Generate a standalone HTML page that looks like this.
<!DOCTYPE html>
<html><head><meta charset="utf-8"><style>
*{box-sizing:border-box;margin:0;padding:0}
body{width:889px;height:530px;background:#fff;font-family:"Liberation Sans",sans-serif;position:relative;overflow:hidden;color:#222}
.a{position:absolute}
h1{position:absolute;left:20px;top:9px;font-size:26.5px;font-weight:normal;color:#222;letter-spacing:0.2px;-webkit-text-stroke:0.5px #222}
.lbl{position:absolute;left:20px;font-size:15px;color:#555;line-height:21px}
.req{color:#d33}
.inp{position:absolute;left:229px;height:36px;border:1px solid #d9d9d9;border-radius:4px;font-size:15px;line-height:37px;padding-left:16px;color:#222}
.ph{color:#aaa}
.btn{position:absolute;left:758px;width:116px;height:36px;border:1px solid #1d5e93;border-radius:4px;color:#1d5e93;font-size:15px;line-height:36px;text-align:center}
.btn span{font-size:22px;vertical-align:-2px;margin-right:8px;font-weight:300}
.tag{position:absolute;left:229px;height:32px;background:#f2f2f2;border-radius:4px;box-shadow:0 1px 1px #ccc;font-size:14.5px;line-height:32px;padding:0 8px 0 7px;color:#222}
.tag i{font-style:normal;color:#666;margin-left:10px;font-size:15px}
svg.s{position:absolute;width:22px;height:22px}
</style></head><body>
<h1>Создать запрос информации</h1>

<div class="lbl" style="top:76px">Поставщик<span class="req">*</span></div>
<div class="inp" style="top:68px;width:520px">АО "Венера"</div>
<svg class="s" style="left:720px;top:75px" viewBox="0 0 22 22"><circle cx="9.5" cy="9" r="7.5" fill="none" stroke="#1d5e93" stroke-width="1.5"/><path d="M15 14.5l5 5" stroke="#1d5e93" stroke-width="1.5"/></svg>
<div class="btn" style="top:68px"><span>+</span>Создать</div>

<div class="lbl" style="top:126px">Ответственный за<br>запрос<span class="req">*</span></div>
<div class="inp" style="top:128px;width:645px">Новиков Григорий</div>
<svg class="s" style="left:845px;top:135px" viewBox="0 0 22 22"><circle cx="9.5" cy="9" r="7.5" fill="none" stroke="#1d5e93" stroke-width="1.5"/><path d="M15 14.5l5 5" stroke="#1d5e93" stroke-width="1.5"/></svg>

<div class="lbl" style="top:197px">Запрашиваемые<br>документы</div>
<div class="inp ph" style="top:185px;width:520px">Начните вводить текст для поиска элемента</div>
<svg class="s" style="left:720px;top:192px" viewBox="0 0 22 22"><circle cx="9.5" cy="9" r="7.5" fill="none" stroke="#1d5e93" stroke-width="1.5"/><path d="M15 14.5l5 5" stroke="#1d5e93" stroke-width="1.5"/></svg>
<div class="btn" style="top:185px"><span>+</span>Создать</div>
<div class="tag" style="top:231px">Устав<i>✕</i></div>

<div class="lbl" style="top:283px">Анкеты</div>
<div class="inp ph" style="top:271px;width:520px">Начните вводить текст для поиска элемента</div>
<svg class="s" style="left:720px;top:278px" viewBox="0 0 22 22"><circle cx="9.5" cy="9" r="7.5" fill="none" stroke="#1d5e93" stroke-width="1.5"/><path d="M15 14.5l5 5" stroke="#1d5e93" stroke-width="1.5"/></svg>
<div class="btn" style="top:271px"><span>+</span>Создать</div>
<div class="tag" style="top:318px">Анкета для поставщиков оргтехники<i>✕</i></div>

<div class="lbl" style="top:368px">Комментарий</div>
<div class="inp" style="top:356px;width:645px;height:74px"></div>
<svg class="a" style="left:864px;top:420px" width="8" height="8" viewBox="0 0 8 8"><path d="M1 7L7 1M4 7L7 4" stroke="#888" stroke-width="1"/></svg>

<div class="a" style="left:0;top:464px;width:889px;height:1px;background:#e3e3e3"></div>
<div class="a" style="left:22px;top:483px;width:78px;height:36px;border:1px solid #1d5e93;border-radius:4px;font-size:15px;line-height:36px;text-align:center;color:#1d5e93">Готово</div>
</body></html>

--

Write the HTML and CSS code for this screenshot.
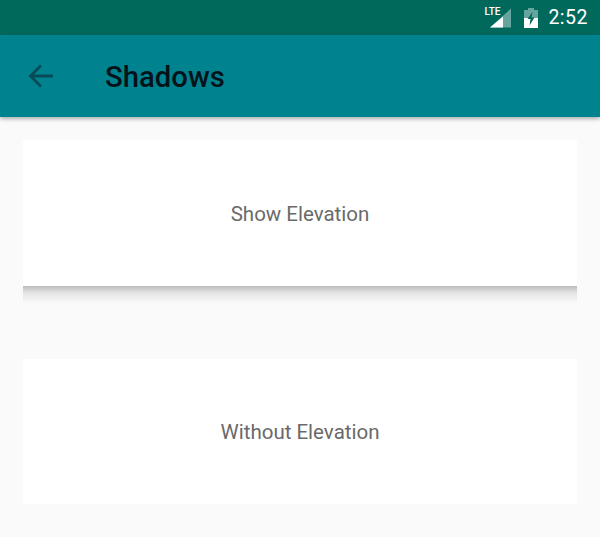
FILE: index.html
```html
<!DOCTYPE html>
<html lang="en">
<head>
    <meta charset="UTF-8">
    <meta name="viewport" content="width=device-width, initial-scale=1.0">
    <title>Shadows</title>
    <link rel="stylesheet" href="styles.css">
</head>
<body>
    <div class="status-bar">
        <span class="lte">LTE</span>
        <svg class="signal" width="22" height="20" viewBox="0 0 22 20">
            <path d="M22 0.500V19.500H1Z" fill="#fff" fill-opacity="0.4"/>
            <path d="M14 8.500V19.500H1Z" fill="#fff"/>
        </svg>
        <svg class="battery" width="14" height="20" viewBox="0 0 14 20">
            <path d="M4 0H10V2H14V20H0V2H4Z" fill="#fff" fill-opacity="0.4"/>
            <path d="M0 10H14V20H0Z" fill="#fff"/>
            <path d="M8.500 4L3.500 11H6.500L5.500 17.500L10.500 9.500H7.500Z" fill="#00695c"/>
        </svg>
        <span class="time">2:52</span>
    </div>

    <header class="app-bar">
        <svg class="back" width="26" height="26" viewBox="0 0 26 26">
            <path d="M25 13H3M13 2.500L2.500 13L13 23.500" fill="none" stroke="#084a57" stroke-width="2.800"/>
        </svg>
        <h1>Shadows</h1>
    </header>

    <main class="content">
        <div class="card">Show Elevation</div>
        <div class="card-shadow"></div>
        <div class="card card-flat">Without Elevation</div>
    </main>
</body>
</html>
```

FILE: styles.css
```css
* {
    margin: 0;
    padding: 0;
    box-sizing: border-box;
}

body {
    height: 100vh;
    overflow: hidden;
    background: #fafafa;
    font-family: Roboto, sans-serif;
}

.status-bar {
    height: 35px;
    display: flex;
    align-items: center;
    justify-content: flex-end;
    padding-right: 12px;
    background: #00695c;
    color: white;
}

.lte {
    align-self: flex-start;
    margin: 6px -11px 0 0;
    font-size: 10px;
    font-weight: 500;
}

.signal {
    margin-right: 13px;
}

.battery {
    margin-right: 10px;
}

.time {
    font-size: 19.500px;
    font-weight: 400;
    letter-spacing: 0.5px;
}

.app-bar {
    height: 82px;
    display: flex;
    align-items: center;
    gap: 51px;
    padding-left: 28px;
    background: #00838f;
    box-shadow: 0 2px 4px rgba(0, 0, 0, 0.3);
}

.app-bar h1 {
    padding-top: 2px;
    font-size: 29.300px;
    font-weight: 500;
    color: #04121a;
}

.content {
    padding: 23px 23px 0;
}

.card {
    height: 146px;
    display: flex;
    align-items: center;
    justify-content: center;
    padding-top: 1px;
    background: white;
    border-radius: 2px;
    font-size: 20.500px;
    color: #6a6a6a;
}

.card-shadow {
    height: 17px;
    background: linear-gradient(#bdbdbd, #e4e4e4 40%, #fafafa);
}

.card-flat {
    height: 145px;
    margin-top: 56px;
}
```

TASK DIRECTIONS.
Give only the number of lines in the records that include the word "this".

THE REPLY.
2